Carnaval noir est un roman policier efficace, mais je reste un peu sur ma faim. L'érudition qui s'en dégage est telle que je n'ai pu m'empêcher de faire quelques recherches, pour être certaine que tout n'était que fiction. Un bon point pour ce roman, puisque le lecteur croit facilement à l'histoire et n'est pas gêné par des invraisemblances ridicules. de même, les personnages sont bien campés, et l'auteur évite des jugements à l'emporte-pièces. Il se contente de les peindre dans leur humanité, leurs fautes et leurs errances. Certes, si vous recherchez un roman qui décrit une humanité heureuse, passez votre chemin. Chaque personnage semble figé dans le malheur, la tristesse et la culpabilité, à différent niveau du mal, parfois surmontable, la plupart du temps irrémédiable.
Mais l'intrigue est développée très et trop rapidement, dans des chapitres parfois si courts que l'on se pose la question de leur utilité. À partir du moment où Bénédict trouve la lettre, par le plus pur des hasards, tout s'enchaîne et se met en branle précipitamment. le plan de la Fondation, qui a dû demander une logistique et une préparation minutieuse et lente, se trouve soudain mis à mal par une simple lettre dont je me demande toujours comment la Fondation et Bartolomeo ont pu avoir connaissance (même si le désir de Bartolomeo de la retrouver entre parfaitement dans sa logique d'endoctriné fanatique) et surtout en quoi cette lettre risquait de faire capoter l'attentat ? car le rapport entre les événements du passé décrit par la lettre et ceux du présent est quasiment inexistant. Résoudre l'énigme de la lettre n'aurait pas empêché une bombe d'exploser. Si la Fondation ne s'était inutilement excitée pour la récupérer, leur plan aurait forcément réussi. Sans doute faut-il y voir là la conséquence d'un aveuglement fanatique qui empêche de raisonner.
Alors que nous raconte
Carnaval noir ? Que l'Histoire est un cycle qui se répète ? Que les fanatismes du passé sont semblables à ceux qui nous agitent actuellement ? Que la foi est un prétexte bien commode pour asseoir son pouvoir personnel ? Que l'on manipule les faibles et les désespérés pour servir son propre intérêt et sa soif de puissance ? Que les dogmes se nourrissent de l'obscurantisme et ont peur du progrès et de la science ? Que seules la culture et la connaissance pourront mettre un terme à ce déchaînement de violences ? Certainement un peu de tout ça, et si c'est très loin d'être stupide, j'aurais aimé un traitement plus profond, ou peut-être plus original, pour être pleinement happée par cette histoire.

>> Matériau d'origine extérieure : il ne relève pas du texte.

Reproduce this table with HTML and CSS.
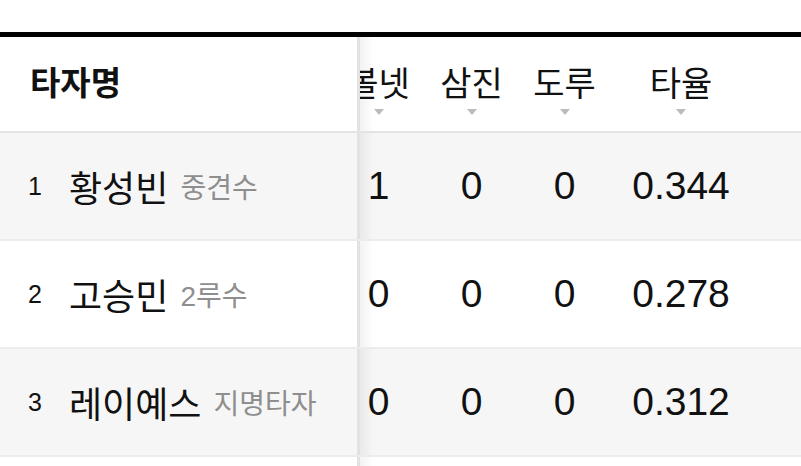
FILE: index.html
```html
<!DOCTYPE html>
<html lang="ko">
<head>
<meta charset="utf-8">
<link rel="stylesheet" href="styles.css">
</head>
<body>
<div class="table">
  <div class="row head">
    <div class="name-cell"><span class="head-title">타자명</span></div>
    <div class="stats">
      <div class="stats-inner">
        <div class="col"><span class="label">볼넷</span><span class="sort"></span></div>
        <div class="col"><span class="label">삼진</span><span class="sort"></span></div>
        <div class="col"><span class="label">도루</span><span class="sort"></span></div>
        <div class="col wide"><span class="label">타율</span><span class="sort"></span></div>
      </div>
    </div>
  </div>
  <div class="row alt">
    <div class="name-cell"><span class="rank">1</span><span class="player">황성빈</span><span class="pos">중견수</span></div>
    <div class="stats">
      <div class="stats-inner">
        <div class="col num">1</div>
        <div class="col num">0</div>
        <div class="col num">0</div>
        <div class="col num wide">0.344</div>
      </div>
    </div>
  </div>
  <div class="row">
    <div class="name-cell"><span class="rank">2</span><span class="player">고승민</span><span class="pos">2루수</span></div>
    <div class="stats">
      <div class="stats-inner">
        <div class="col num">0</div>
        <div class="col num">0</div>
        <div class="col num">0</div>
        <div class="col num wide">0.278</div>
      </div>
    </div>
  </div>
  <div class="row alt">
    <div class="name-cell"><span class="rank">3</span><span class="player">레이예스</span><span class="pos">지명타자</span></div>
    <div class="stats">
      <div class="stats-inner">
        <div class="col num">0</div>
        <div class="col num">0</div>
        <div class="col num">0</div>
        <div class="col num wide">0.312</div>
      </div>
    </div>
  </div>
  <div class="row tail">
    <div class="name-cell"></div>
    <div class="stats"></div>
  </div>
</div>
</body>
</html>
```

FILE: styles.css
```css
* { box-sizing: border-box; }

body {
  margin: 0;
  background: #fff;
  color: #111;
  font-family: "Liberation Sans", "Noto Sans CJK KR", sans-serif;
  overflow: hidden;
}

.table {
  margin-top: 32px;
  border-top: 5px solid #000;
}

.row {
  display: flex;
  height: 108px;
  border-bottom: 2px solid #ececec;
}

.row.alt { background: #f6f6f6; }

.row.head {
  height: 96px;
  border-bottom-color: #e4e4e4;
}

.row.tail { border-bottom: none; }

.name-cell {
  position: relative;
  z-index: 1;
  flex: none;
  width: 360px;
  border-right: 3px solid #e2e2e2;
  display: flex;
  align-items: center;
  padding-left: 28px;
}

.name-cell::after {
  content: "";
  position: absolute;
  top: 0;
  bottom: 0;
  left: 100%;
  width: 14px;
  margin-left: 3px;
  background: linear-gradient(to right, rgba(0,0,0,0.05), rgba(0,0,0,0));
}

.head .name-cell {
  align-items: flex-start;
  padding-top: 27px;
  padding-left: 30px;
}

.head-title {
  font-size: 33px;
  line-height: 40px;
  font-weight: 700;
  color: #111;
}

.stats {
  flex: 1;
  overflow: hidden;
  display: flex;
}

.stats-inner {
  display: flex;
  margin-left: -28px;
  flex: none;
}

.col {
  width: 93px;
  flex: none;
  display: flex;
  align-items: center;
  justify-content: center;
}

.col.wide { width: 140px; }

.head .col {
  flex-direction: column;
  justify-content: flex-start;
  padding-top: 27px;
}

.label {
  font-size: 34px;
  line-height: 40px;
  color: #111;
  white-space: nowrap;
}

.sort {
  margin-top: 5px;
  width: 0;
  height: 0;
  border-left: 5px solid transparent;
  border-right: 5px solid transparent;
  border-top: 6px solid #bcbcbc;
}

.num {
  font-size: 39px;
  color: #111;
}

.rank {
  width: 15px;
  font-size: 25px;
  color: #111;
}

.player {
  margin-left: 26px;
  font-size: 36px;
  color: #111;
}

.pos {
  margin-left: 12px;
  font-size: 28px;
  color: #8e8e8e;
}
```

Carnaval noir mérite d'être lu. L'énigme qui est proposée est bien traitée, et suivre Bénédict dans ses pérégrinations étaient agréables et riches en érudition. Très personnellement, j'ai beaucoup aimé les passages en latin, même s'ils m'ont cruellement rappelé qu'il fallait que je reprenne de toute urgence ma grammaire latine et mon Gaffiot. Cependant, j'ai parfois eu l'impression que le sujet était survolé, faute à un rythme trop rapide, et j'aurais aimé que l'on s'attarde plus sur certains éléments qui méritaient d'être approfondis parce qu'intéressants.